C’è qualcosa, in The Third Day, che richiama tantissimo le produzioni anni ’70. Si ha come l’impressione di assistere ad un viaggio psichedelico, in cui veniamo catapultati in una realtà esperienziale che attraversa tutta la serie. Ed è questo il principale punto di forza: la sua struttura narrativa. Si tratta, infatti, di un vero e proprio viaggio nell’impero della mente (come quello organizzato da David Lynch in Inland Empire), che a fianco della vicenda vera e propria pone anche dei momenti girati dal vivo che arricchiscono il senso lato di un’esperienza.

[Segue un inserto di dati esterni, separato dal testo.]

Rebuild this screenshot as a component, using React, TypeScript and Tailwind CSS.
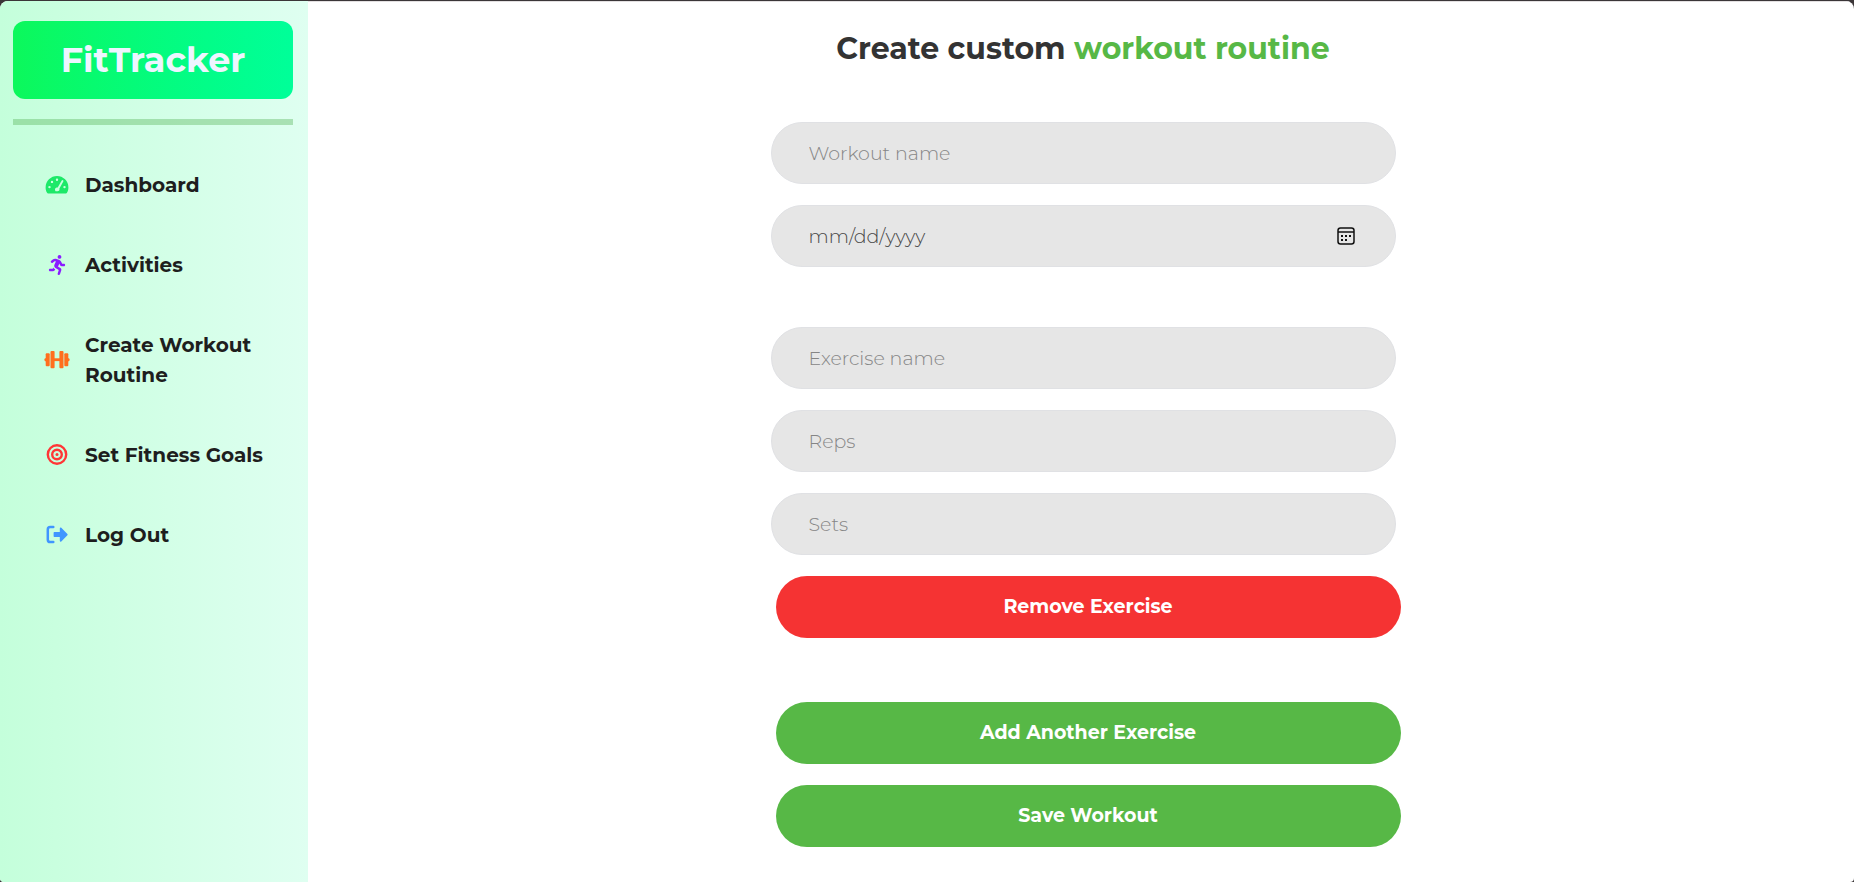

Il prodotto appare narrativamente sfilacciato, anche forse difficile da seguire per via del suo tono a tratti assurdo/grottesco. Ma sono proprio queste stranezze ad elevare il valore della serie, che si dimostra capace di catturare gli spettatori e di immergerli in un mood ipnotico. Misteriosa e inquietante, The Third Day raggiunge anche le vette di una vera e propria stimolazione audiovisiva, dove ciò che si vede e si sente conta più della trama stessa. Registicamente, lo stile si dimostra instabile e vario, pieno di primissimi piani disturbanti e distorcenti che deformano l’ambiente circostante e creano una sensazione di malessere nello spettatore.

La fotografia, basata su un contrasto dei bianchi e dei neri altissimo, concorre a creare un’immagine chiara nei suoi intenti. I colori, infatti, sono sensazioni nella mente dello spettatore, prendono una forma onirica e irreale, creando un contesto astratto in cui muoversi a fatica. Il cast di protagonisti, tra cui due strabilianti Jude Law e Naomie Harris e una Katherine Waterson in formissima, dà veramente il massimo per rendere credibile una storia che è piena di elementi surreali. L’impianto tecnico e artistico è davvero di altissimo livello.

Uno stile troppo particolare e stiracchiato

C’è da dire, naturalmente, che questo stile così estremizzato di The Third Day naturalmente crea dei problemi alla riuscita perfetta della serie. Infatti, dal punto di vista della scrittura, il prodotto non sempre eccelle, anzi. Ci sono molti dialoghi che risultano stiracchiati, scritti al limite quasi per stupire per forza. In fin dei conti, però, risultano banali e didascalici, attutendo la forza anche emotiva sia dei personaggi creati che delle atmosfere stesse.

Altro punto negativo sono le metafore, troppo insistite. The Third Day è una serie TV che si affida tantissimo sui simbolismi e sul gioco tra significante e significato. Il problema, però, è che insistere su questi toni porta inevitabilmente il racconto a rallentare e ad ostacolare l’obiettivo di immergere lo spettatore nel pieno del mood. Il risultato è che l’insieme viene banalizzato ed effettivamente la riuscita non è delle migliori.

Lo stile narrativo della serie, poi, è un’arma a doppio taglio. Da un lato affascina per la sua originalità, dall’altra diventa uno dei suoi difetti principali. Si scende troppo nel particolare, infatti, così chi cerca un solido impianto narrativo, magari più lineare e meno fumoso, ne verrà sicuramente allontanato. Ma in definitiva resta comunque un prodotto affascinante, altra punta di diamante di una HBO che ormai si è consolidata nell’impero dei grandi.